A useful example is sorting. Quicksort becomes $O(n^2)$ in the worst case, and for big data that's even more relevant.

However, if we look at Merge Sort, its worst case is $O(n\,log_2(n))$. So for sorting large amounts of data, choosing the correct algorithm (and so implementing an algorithm in a clever way) allows the program to work with much larger data.

More examples can be found in this Cheat Helpful sheet.

• You meant $n \log{n}$, right? Jun 13 '17 at 19:29
• Yes, I'll fix it. (Oops) Jun 13 '17 at 19:30

Just like @Peter, I also present computational complexity when I introduce sorting and searching. Even though the topic is not part of the AP Computer Science A curriculum, I present the concepts within that course.
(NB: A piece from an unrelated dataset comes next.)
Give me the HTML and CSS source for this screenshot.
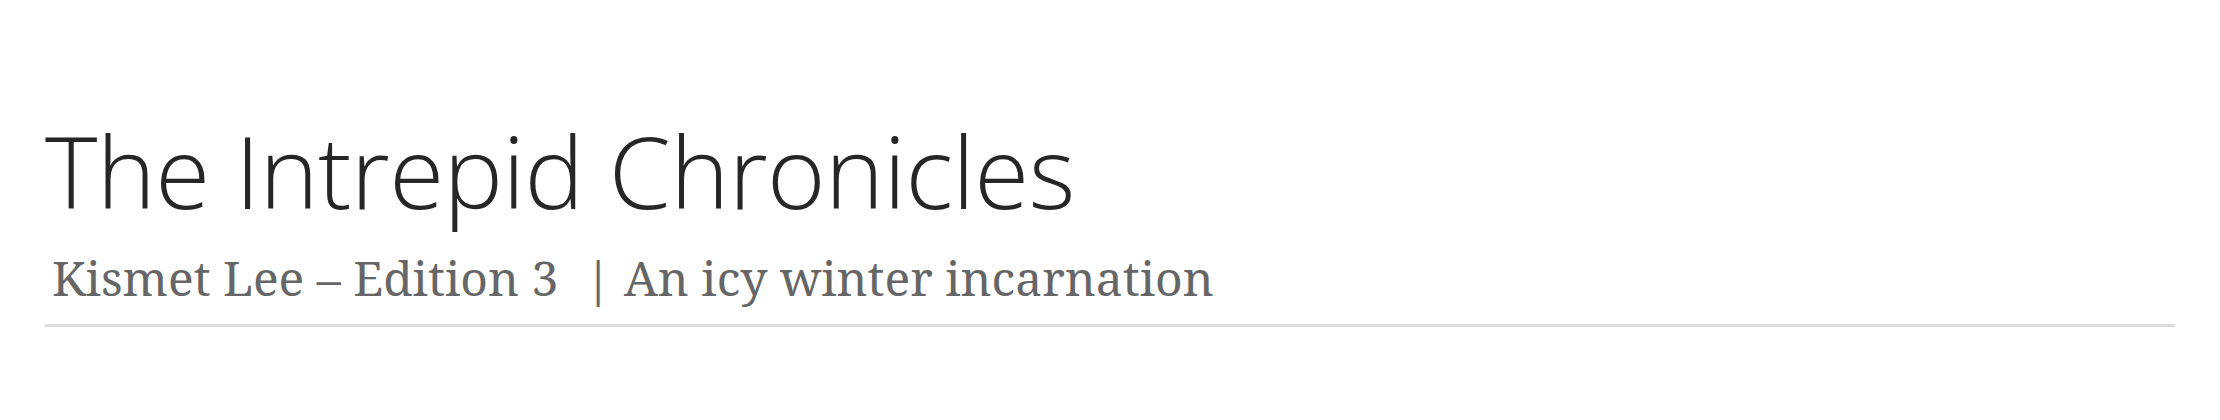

During that lecture, I have them figure out the $O$, $\Omega$, and $\Theta$ (where applicable) for every sort I present. We do, in order:

• Linear search
• Binary search

I use these two to introduce the concept of algorithmic efficiency and those three functions, and the shortcuts we can take when we figure them out $O$. (Along the way, they see why we so rarely examine $o$).

Then they practice on the following sorts:

• Bubble Sort
• Insertion Sort
• Selection Sort
• Bogosort

Later on, when we do a maze solver, I touch on algorithmic complexity again, and yet again when we look at mergesort (after we have done recursion).

I have found that, with one lecture and just a bit of practice, the students have little trouble understanding $O$, at least in concept. Obviously, calculating it can eventually get quite hard for some algorithms, but I don't need to take them that far.